Nov. 22 (Bloomberg) -- American International Group Inc., the insurer bailed out by the U.S., will sell its plane-leasing arm International Lease Finance Corp. to a group of investors and the unit’s management by early next year, an executive said.

“We’re in the process of selling ILFC to a group of investors including management that will take back the company from AIG,” Steven Udvar-Hazy, the unit’s founder and chief executive officer, said yesteray at an aviation conference in Cancun, Mexico. He suggested the unit had a value of about $10 billion and didn’t identify the investors.

“Early next year, we will consummate the closing,” he said in a subsequent interview. “One thing is to reach a deal.
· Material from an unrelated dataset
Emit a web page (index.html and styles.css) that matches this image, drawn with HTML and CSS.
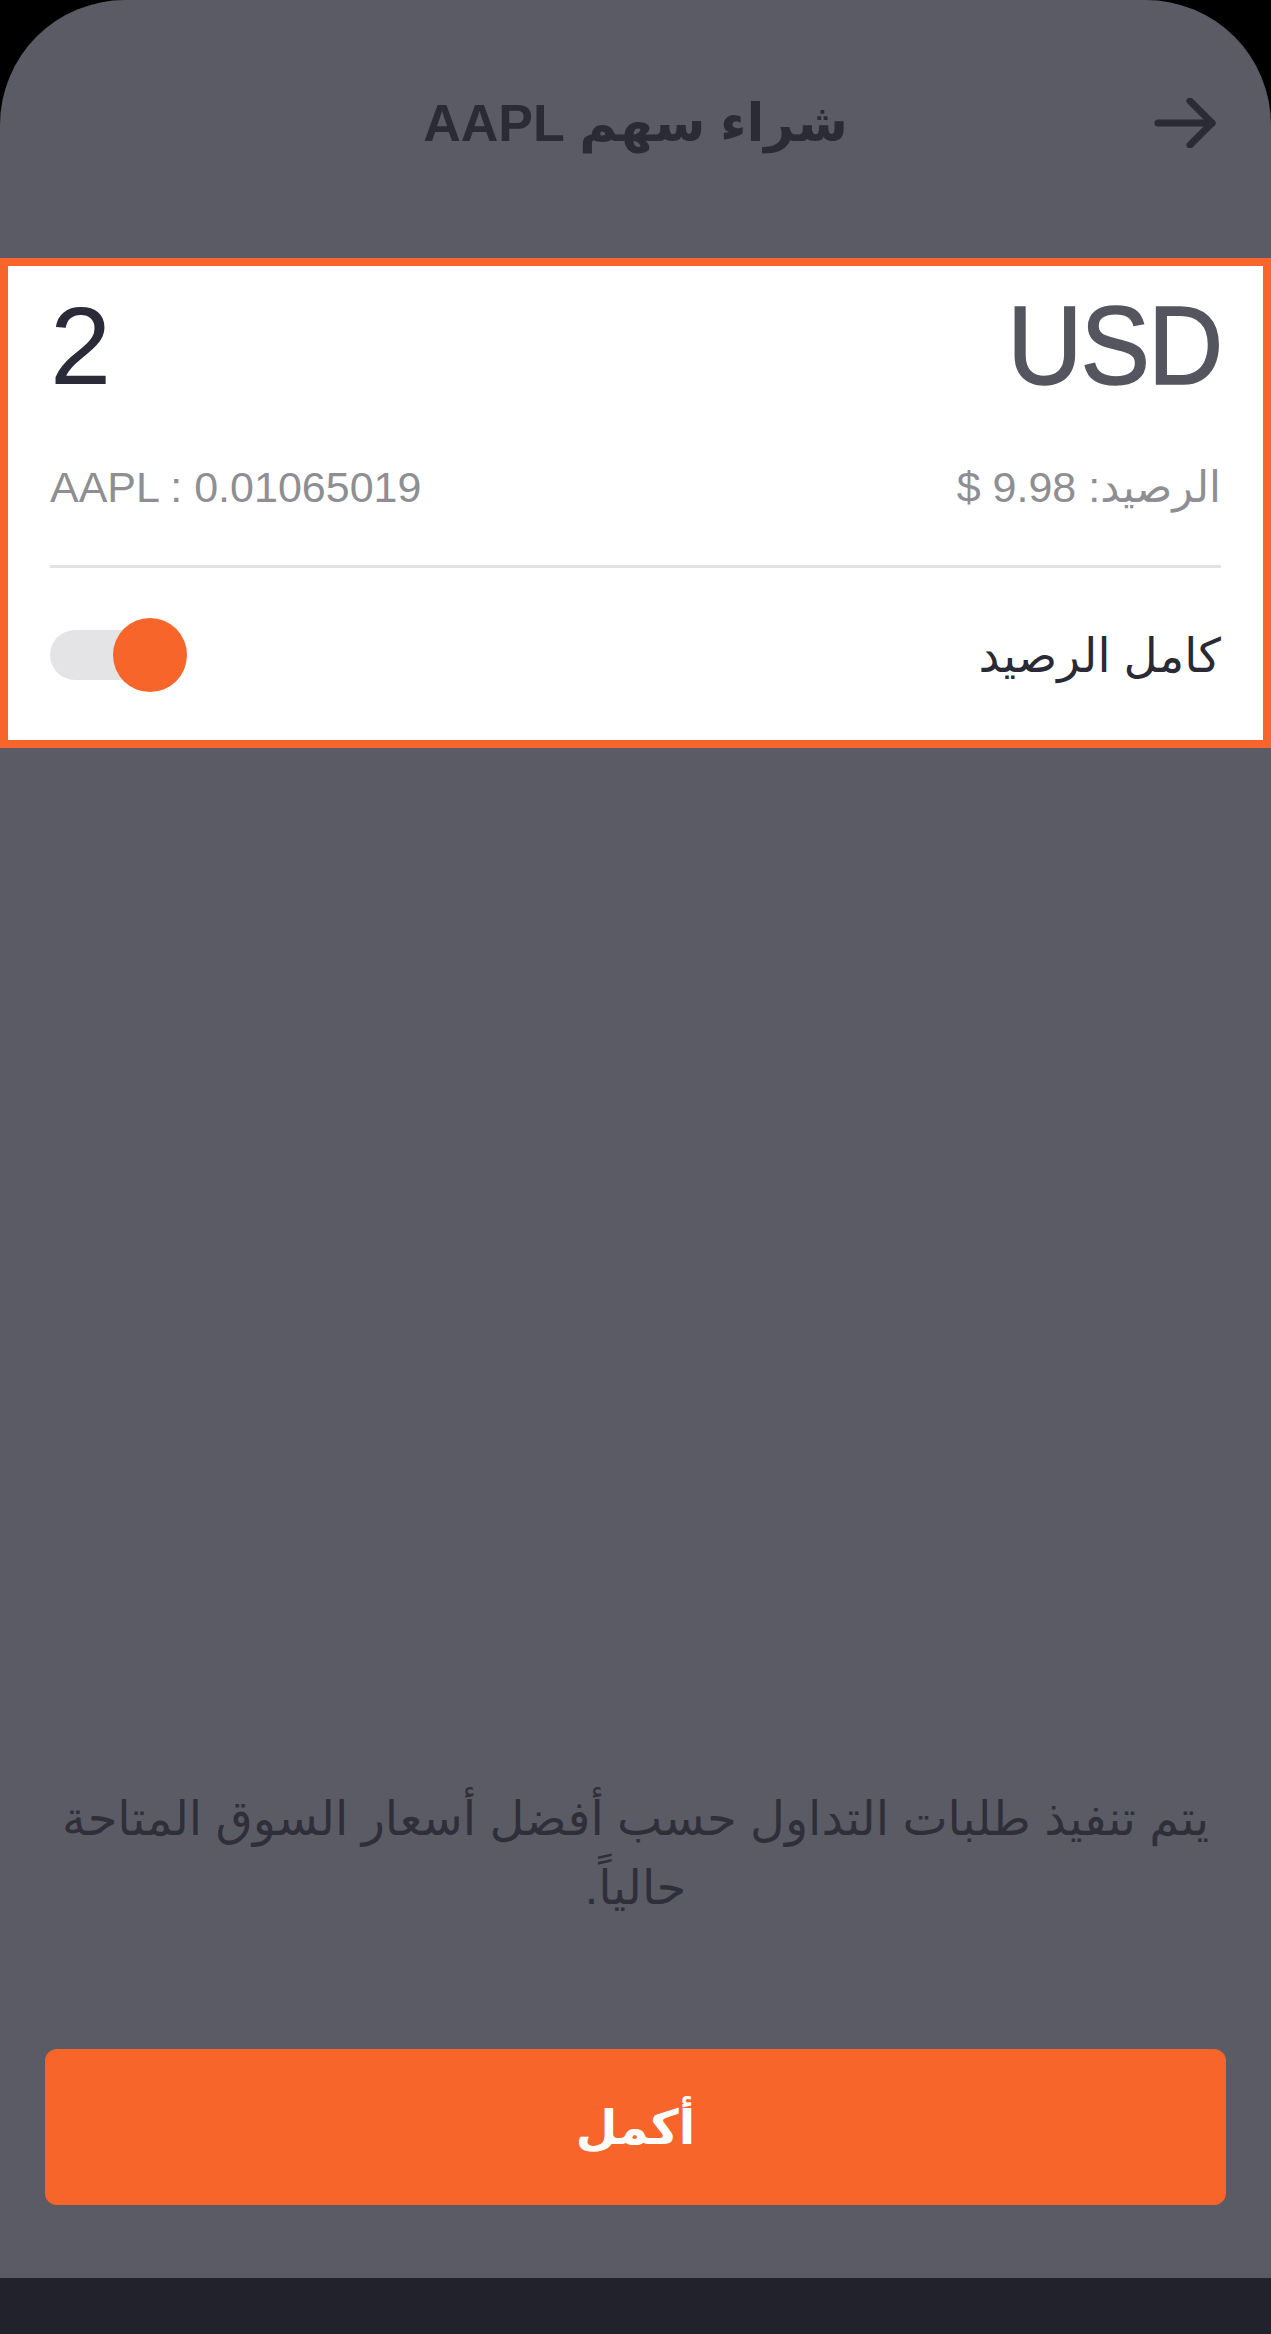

It’s another to close the deal.”

Udvar-Hazy’s comments confirm his involvement in the purchase and the time frame for a sale of ILFC, one of the biggest buyers of commercial jets from both Boeing Co. and Airbus SAS. The U.S. government took a controlling stake in AIG as it rescued the insurer with an infusion of capital on Sept. 17, and authorities decided to sell all units that aren’t related to the insurance business.

ILFC will separate from AIG, which bought the airline- leasing company in 1990 for $1.3 billion, because of financial losses caused by a small AIG unit that engaged in “very high risk-profile business,” Udvar-Hazy said.

AIG rose 16 cents, or 11 percent, to $1.60 yesterday in New York Stock Exchange composite trading. The shares have dropped 97 percent this year. Nicholas Ashooh, an AIG spokesman, didn’t immediately respond to a telephone message left with him.

$10 Billion Value

Udvar-Hazy implied that ILFC has a value of about $10 billion. He said that AIG’s market capitalization, not counting the stake of almost 80 percent owned by the government, is less than $5 billion or “a little more than half of ILFC’s value.”

The pending sale is “extremely good news” for both AIG and ILFC, Richard Aboulafia, an analyst with aviation consulting firm Teal Group in Fairfax, Virginia, said in an interview.

For ILFC, “no matter how sound the fundamentals of their business were, they were being dragged down by AIG’s negatives,” Aboulafia said. “For AIG, it’s good news because they need the money.”

Aboulafia said Udvar-Hazy has track record of making a profit in aviation and that he’s probably the industry’s most powerful executive as a key customer for jets. “He created this, he can run it,” Aboulafia said.

ILFC, which Udvar-Hazy founded in 1973 and took public 10 years later, will have revenue this year of about $5 billion. Net income for the first nine months was $913 million, up 39 percent from the same period last year, he said.

Total assets have topped $50 billion for the first time, he said. The company had assets of $6 billion when bought by AIG. At the end of last year, total assets per employee were $262 million, up from $225 million in 2004. The goal for total assets per worker is $300 million for 2009, he said.